The purpose of this study was to determine the major surface and groundwater types in six watersheds in the northwestern region of the Lake Champlain Basin (Great Chazy River, Little Chazy River, Saranac River, Salmon River, Little Ausable River, and Ausable River). Water types were identified using Piper Plots of relative concentrations of dissolved cations (Ca, Mg, Na, and K), anions (SO₄, Cl, and NO₃), and alkalinity (CO₂, HCO₃, and CO₃). The dominant bedrocks in the study area are sandstone and anorthosite. Surface water samples were collected from over forty different locations, ranging from major streams, 1st and 2nd order streams, and lakes. Groundwater samples were collected from seven wells within two of the watersheds. When each sample was collected, we measured the specific conductivity, pH, and water temperature. In the field, each water sample was separated and stored in 30mL and 60mL HDPE sample bottles for cation and anion analyses respectively. Cation samples were field filtered (0.2µM) and acidified. Cations were measured using a Perkin-Elmer 3030B Atomic Absorption Spectrophotometer. Anions were measured using a Dionex DX-500 Ion Chromatograph/HPLC. Alkalinity was measured using a Gran Plot titration. In most water samples, concentrations of cations and anions were very low.
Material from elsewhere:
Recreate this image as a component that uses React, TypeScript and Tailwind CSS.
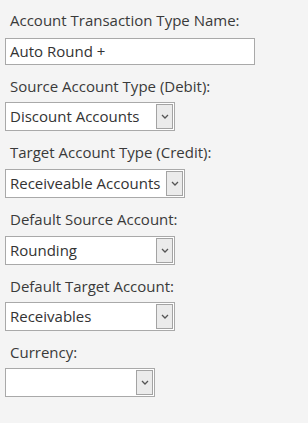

Specific conductivities were typically less than 50µS/cm. The low concentrations and specific conductivities suggest either few cations and anions are leached from the bedrock to the water or the waters were diluted. Despite the low concentrations, from the Piper Plots we identified two distinct end-member waters: calcium/bicarbonate and sodium-potassium/chloride. Most of the other water samples plotted along a single mixing line between the two end-member waters. These results suggest that in this region there are only two distinct water types. We are using GIS layers of bedrock and surficial geology to compare water chemistry to watershed geology.